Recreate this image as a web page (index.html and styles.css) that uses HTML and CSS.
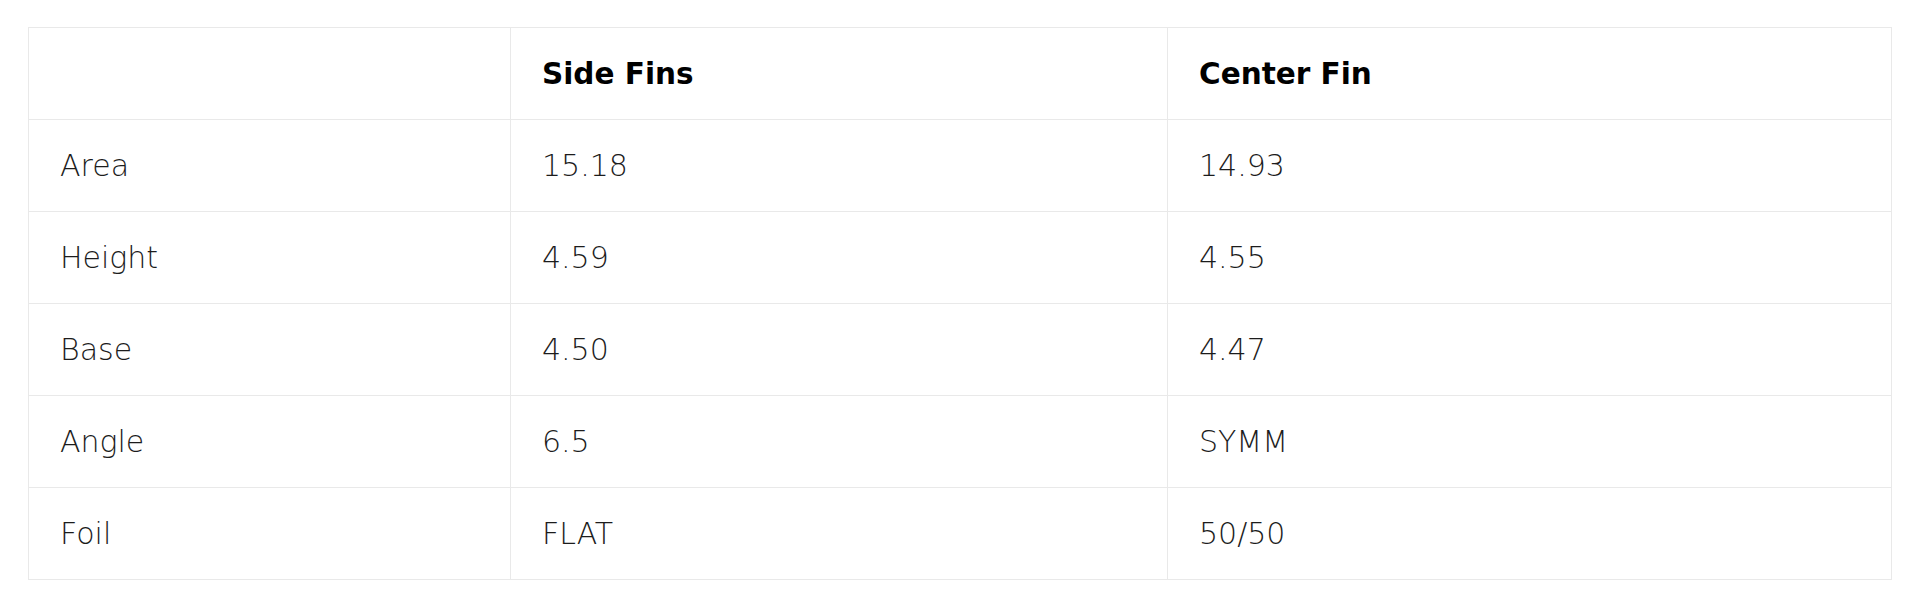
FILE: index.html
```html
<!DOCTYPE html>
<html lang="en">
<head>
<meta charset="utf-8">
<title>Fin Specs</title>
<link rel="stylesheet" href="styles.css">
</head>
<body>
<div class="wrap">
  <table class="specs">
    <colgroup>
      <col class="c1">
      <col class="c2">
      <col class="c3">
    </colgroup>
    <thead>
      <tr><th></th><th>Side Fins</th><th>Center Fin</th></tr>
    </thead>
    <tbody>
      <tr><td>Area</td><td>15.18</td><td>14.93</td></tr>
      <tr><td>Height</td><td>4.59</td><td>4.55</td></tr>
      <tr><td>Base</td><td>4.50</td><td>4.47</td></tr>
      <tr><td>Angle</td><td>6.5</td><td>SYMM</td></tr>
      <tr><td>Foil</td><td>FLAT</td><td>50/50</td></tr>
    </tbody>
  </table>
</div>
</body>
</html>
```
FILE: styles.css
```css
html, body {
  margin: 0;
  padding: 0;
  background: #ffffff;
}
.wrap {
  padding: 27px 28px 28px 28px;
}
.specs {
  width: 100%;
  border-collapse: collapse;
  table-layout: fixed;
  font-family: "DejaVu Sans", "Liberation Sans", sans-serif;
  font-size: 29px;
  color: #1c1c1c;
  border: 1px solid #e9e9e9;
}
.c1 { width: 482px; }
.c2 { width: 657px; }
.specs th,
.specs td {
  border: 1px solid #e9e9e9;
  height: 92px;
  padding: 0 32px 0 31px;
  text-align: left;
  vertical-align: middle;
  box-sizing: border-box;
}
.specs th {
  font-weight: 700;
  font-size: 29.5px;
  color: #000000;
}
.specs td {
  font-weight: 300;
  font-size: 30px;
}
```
--- --- ---
▶ _Problem statement_
Omit the pictures and output all of the other material exactly.

▶ _Result of the exercise_
Recreate this image as a web page (index.html and styles.css) that uses HTML and CSS.
FILE: index.html
```html
<!DOCTYPE html>
<html lang="en">
<head>
<meta charset="utf-8">
<title>Fin Specs</title>
<link rel="stylesheet" href="styles.css">
</head>
<body>
<div class="wrap">
  <table class="specs">
    <colgroup>
      <col class="c1">
      <col class="c2">
      <col class="c3">
    </colgroup>
    <thead>
      <tr><th></th><th>Side Fins</th><th>Center Fin</th></tr>
    </thead>
    <tbody>
      <tr><td>Area</td><td>15.18</td><td>14.93</td></tr>
      <tr><td>Height</td><td>4.59</td><td>4.55</td></tr>
      <tr><td>Base</td><td>4.50</td><td>4.47</td></tr>
      <tr><td>Angle</td><td>6.5</td><td>SYMM</td></tr>
      <tr><td>Foil</td><td>FLAT</td><td>50/50</td></tr>
    </tbody>
  </table>
</div>
</body>
</html>
```
FILE: styles.css
```css
html, body {
  margin: 0;
  padding: 0;
  background: #ffffff;
}
.wrap {
  padding: 27px 28px 28px 28px;
}
.specs {
  width: 100%;
  border-collapse: collapse;
  table-layout: fixed;
  font-family: "DejaVu Sans", "Liberation Sans", sans-serif;
  font-size: 29px;
  color: #1c1c1c;
  border: 1px solid #e9e9e9;
}
.c1 { width: 482px; }
.c2 { width: 657px; }
.specs th,
.specs td {
  border: 1px solid #e9e9e9;
  height: 92px;
  padding: 0 32px 0 31px;
  text-align: left;
  vertical-align: middle;
  box-sizing: border-box;
}
.specs th {
  font-weight: 700;
  font-size: 29.5px;
  color: #000000;
}
.specs td {
  font-weight: 300;
  font-size: 30px;
}
```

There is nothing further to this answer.